Considering context in academic medicine: differences in demographic and professional characteristics and in research productivity and advancement metrics across seven clinical departments.

Warner, Erica T, René Carapinha, Griffin M Weber, Emorcia Hill V, and Joan Y Reede. 2015. “Considering Context in Academic Medicine: Differences in Demographic and Professional Characteristics and in Research Productivity and Advancement Metrics across Seven Clinical Departments.”. Academic Medicine : Journal of the Association of American Medical Colleges 90 (8): 1077-83.

Abstract

PURPOSE: To understand the disciplinary contexts in which faculty work, the authors examined demographics, professional characteristics, research productivity, and advancement across seven clinical departments at Harvard Medical School (HMS) and nationally.

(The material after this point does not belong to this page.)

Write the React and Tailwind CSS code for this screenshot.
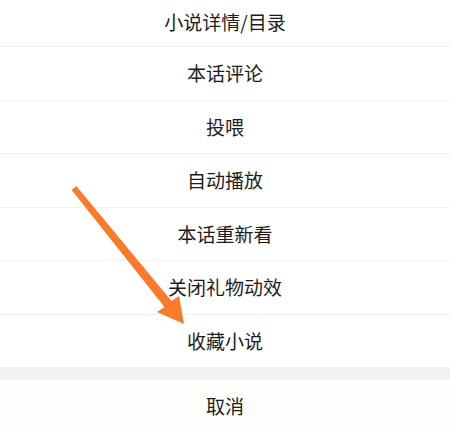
import React from "react";

const items = ["本话评论", "投喂", "自动播放", "本话重新看", "关闭礼物动效", "收藏小说"];

export default function App() {
  return (
    <div
      className="relative w-[450px] h-[433px] overflow-hidden bg-white"
      style={{ fontFamily: '"Noto Sans CJK SC", "Noto Sans", sans-serif' }}
    >
      <div className="flex flex-col">
        <div className="h-[47px] flex items-center justify-center border-b border-[#f1f1f1] text-[19px] text-[#1c1c1c] pb-[2px]">
          小说详情/目录
        </div>
        {items.map((t) => (
          <div
            key={t}
            className="h-[53.5px] flex items-center justify-center border-b border-[#f1f1f1] text-[19px] text-[#1c1c1c]"
          >
            {t}
          </div>
        ))}
        <div className="h-[12px] bg-[#f2f2f2]" />
        <div className="h-[53px] flex items-center justify-center bg-[#fefefc] text-[19px] text-[#1c1c1c]">
          取消
        </div>
      </div>
      <svg
        className="absolute left-0 top-0 pointer-events-none"
        width="450"
        height="433"
        viewBox="0 0 450 433"
      >
        <polygon
          points="71.7,189.9 76.3,186.1 171.5,301 179,296 184,324 157,312 164.5,307"
          fill="#fa7a2c"
        />
      </svg>
    </div>
  );
}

METHOD: HMS analyses included faculty from seven clinical departments-anesthesiology, medicine, neurology, pediatrics, psychiatry, radiology, and surgery-in May 2011 (N = 7,304). National analyses included faculty at 141 U.S. medical schools in the same seven departments as of December 31, 2011 (N = 91,414). The authors used chi-square and Wilcoxon Mann-Whitney tests to compare departmental characteristics.

RESULTS: Heterogeneity in demographics, professional characteristics, and advancement across departments was observed in HMS and national data. At HMS, psychiatry had the highest percentage of underrepresented minority faculty at 6.6% (75/1,139). In anesthesiology, 24.2% (128/530) of faculty were Asian, whereas in psychiatry only 7.9% (90/1,139) were (P < .0001). Female faculty were the majority in pediatrics and psychiatry, whereas in surgery 26.3% (172/654) of the faculty were female (P < .0001). At HMS, surgery, radiology, and neurology had the shortest median times to promotion and the highest median number of publications, H-index, and second-degree centrality. Neurology also had the highest percentage of faculty who had been principal investigators on a National Institutes of Health-funded grant.

CONCLUSIONS: There were differences in demographics, professional characteristics, and advancement across clinical departments at HMS and nationally. The context in which faculty work, of which department is a proxy, should be accounted for in research on faculty career outcomes and diversity inclusion in academic medicine.